| REQUIRED WORK |
Transcribe the material in full. Nothing should differ except that the pictures are left out.
______________________________
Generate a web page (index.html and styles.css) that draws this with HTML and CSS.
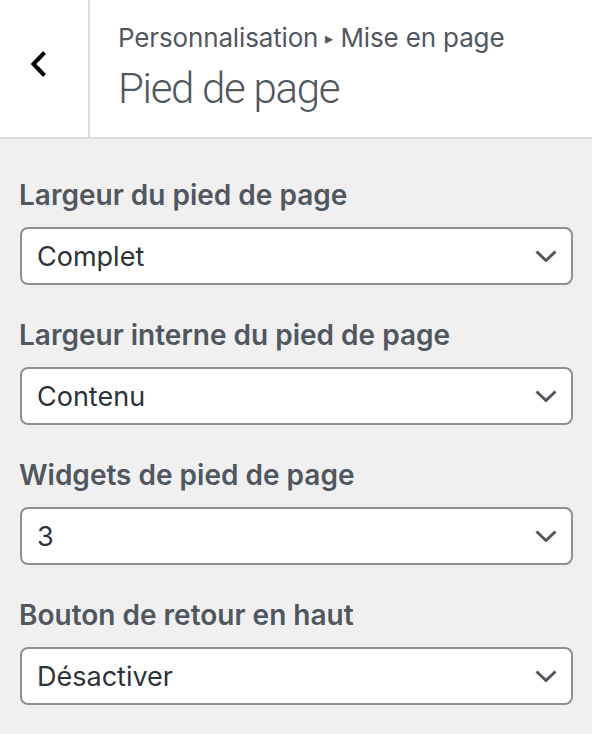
FILE: index.html
```html
<!DOCTYPE html>
<html lang="fr">
<head>
<meta charset="utf-8">
<title>Pied de page</title>
<link rel="stylesheet" href="styles.css">
</head>
<body>
<header class="head">
  <div class="back">
    <svg class="back-icon" width="18" height="28" viewBox="0 0 18 28"><polyline points="14.5,2.5 3.5,14 14.5,25.5" fill="none" stroke="#000" stroke-width="4"/></svg>
  </div>
  <div class="titles">
    <div class="crumb">Personnalisation <span class="tri">▸</span> Mise en page</div>
    <div class="title">Pied de page</div>
  </div>
</header>
<main class="controls">
  <div class="control">
    <div class="label">Largeur du pied de page</div>
    <div class="select"><span>Complet</span><svg class="chev" width="22" height="13" viewBox="0 0 22 13"><polyline points="1.5,1.5 11,10.5 20.5,1.5" fill="none" stroke="#50575e" stroke-width="3"/></svg></div>
  </div>
  <div class="control">
    <div class="label">Largeur interne du pied de page</div>
    <div class="select"><span>Contenu</span><svg class="chev" width="22" height="13" viewBox="0 0 22 13"><polyline points="1.5,1.5 11,10.5 20.5,1.5" fill="none" stroke="#50575e" stroke-width="3"/></svg></div>
  </div>
  <div class="control">
    <div class="label">Widgets de pied de page</div>
    <div class="select"><span>3</span><svg class="chev" width="22" height="13" viewBox="0 0 22 13"><polyline points="1.5,1.5 11,10.5 20.5,1.5" fill="none" stroke="#50575e" stroke-width="3"/></svg></div>
  </div>
  <div class="control">
    <div class="label">Bouton de retour en haut</div>
    <div class="select"><span>Désactiver</span><svg class="chev" width="22" height="13" viewBox="0 0 22 13"><polyline points="1.5,1.5 11,10.5 20.5,1.5" fill="none" stroke="#50575e" stroke-width="3"/></svg></div>
  </div>
</main>
</body>
</html>
```
FILE: styles.css
```css
html, body {
  margin: 0;
  padding: 0;
}
body {
  background: #f0f0f1;
  font-family: Inter, "Liberation Sans", sans-serif;
  width: 592px;
  height: 734px;
  overflow: hidden;
}
.head {
  display: flex;
  height: 137px;
  background: #fff;
  border-bottom: 2px solid #dcdcde;
}
.back {
  box-sizing: border-box;
  width: 90px;
  border-right: 2px solid #dcdcde;
  display: flex;
  align-items: center;
  justify-content: center;
  padding-right: 10px;
}
.back-icon {
  display: block;
  margin-top: -10px;
}
.titles {
  padding-left: 28px;
  padding-top: 20px;
  color: #50575e;
}
.crumb {
  font-size: 26px;
  line-height: 36px;
  letter-spacing: -0.15px;
}
.tri {
  font-size: 16px;
  vertical-align: 3px;
}
.title {
  font-family: Roboto, "Liberation Sans", sans-serif;
  font-size: 42px;
  line-height: 52px;
  font-weight: 300;
  letter-spacing: -1.3px;
  margin-top: 7px;
}
.controls {
  padding: 36px 19px 0 20px;
}
.control {
  margin-bottom: 30px;
}
.label {
  font-size: 28px;
  line-height: 40px;
  font-weight: 600;
  color: #50575e;
  margin-left: -1px;
  margin-bottom: 12px;
}
.select {
  box-sizing: border-box;
  height: 58px;
  background: #fff;
  border: 2px solid #8c8f94;
  border-radius: 8px;
  display: flex;
  align-items: center;
  justify-content: space-between;
  padding: 0 14px 0 15px;
  font-size: 27px;
  color: #2c3338;
}
.chev {
  display: block;
}
```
______________________________
| RESPONSE TO THE EXERCISE |
Generate a web page (index.html and styles.css) that draws this with HTML and CSS.
FILE: index.html
```html
<!DOCTYPE html>
<html lang="fr">
<head>
<meta charset="utf-8">
<title>Pied de page</title>
<link rel="stylesheet" href="styles.css">
</head>
<body>
<header class="head">
  <div class="back">
    <svg class="back-icon" width="18" height="28" viewBox="0 0 18 28"><polyline points="14.5,2.5 3.5,14 14.5,25.5" fill="none" stroke="#000" stroke-width="4"/></svg>
  </div>
  <div class="titles">
    <div class="crumb">Personnalisation <span class="tri">▸</span> Mise en page</div>
    <div class="title">Pied de page</div>
  </div>
</header>
<main class="controls">
  <div class="control">
    <div class="label">Largeur du pied de page</div>
    <div class="select"><span>Complet</span><svg class="chev" width="22" height="13" viewBox="0 0 22 13"><polyline points="1.5,1.5 11,10.5 20.5,1.5" fill="none" stroke="#50575e" stroke-width="3"/></svg></div>
  </div>
  <div class="control">
    <div class="label">Largeur interne du pied de page</div>
    <div class="select"><span>Contenu</span><svg class="chev" width="22" height="13" viewBox="0 0 22 13"><polyline points="1.5,1.5 11,10.5 20.5,1.5" fill="none" stroke="#50575e" stroke-width="3"/></svg></div>
  </div>
  <div class="control">
    <div class="label">Widgets de pied de page</div>
    <div class="select"><span>3</span><svg class="chev" width="22" height="13" viewBox="0 0 22 13"><polyline points="1.5,1.5 11,10.5 20.5,1.5" fill="none" stroke="#50575e" stroke-width="3"/></svg></div>
  </div>
  <div class="control">
    <div class="label">Bouton de retour en haut</div>
    <div class="select"><span>Désactiver</span><svg class="chev" width="22" height="13" viewBox="0 0 22 13"><polyline points="1.5,1.5 11,10.5 20.5,1.5" fill="none" stroke="#50575e" stroke-width="3"/></svg></div>
  </div>
</main>
</body>
</html>
```
FILE: styles.css
```css
html, body {
  margin: 0;
  padding: 0;
}
body {
  background: #f0f0f1;
  font-family: Inter, "Liberation Sans", sans-serif;
  width: 592px;
  height: 734px;
  overflow: hidden;
}
.head {
  display: flex;
  height: 137px;
  background: #fff;
  border-bottom: 2px solid #dcdcde;
}
.back {
  box-sizing: border-box;
  width: 90px;
  border-right: 2px solid #dcdcde;
  display: flex;
  align-items: center;
  justify-content: center;
  padding-right: 10px;
}
.back-icon {
  display: block;
  margin-top: -10px;
}
.titles {
  padding-left: 28px;
  padding-top: 20px;
  color: #50575e;
}
.crumb {
  font-size: 26px;
  line-height: 36px;
  letter-spacing: -0.15px;
}
.tri {
  font-size: 16px;
  vertical-align: 3px;
}
.title {
  font-family: Roboto, "Liberation Sans", sans-serif;
  font-size: 42px;
  line-height: 52px;
  font-weight: 300;
  letter-spacing: -1.3px;
  margin-top: 7px;
}
.controls {
  padding: 36px 19px 0 20px;
}
.control {
  margin-bottom: 30px;
}
.label {
  font-size: 28px;
  line-height: 40px;
  font-weight: 600;
  color: #50575e;
  margin-left: -1px;
  margin-bottom: 12px;
}
.select {
  box-sizing: border-box;
  height: 58px;
  background: #fff;
  border: 2px solid #8c8f94;
  border-radius: 8px;
  display: flex;
  align-items: center;
  justify-content: space-between;
  padding: 0 14px 0 15px;
  font-size: 27px;
  color: #2c3338;
}
.chev {
  display: block;
}
```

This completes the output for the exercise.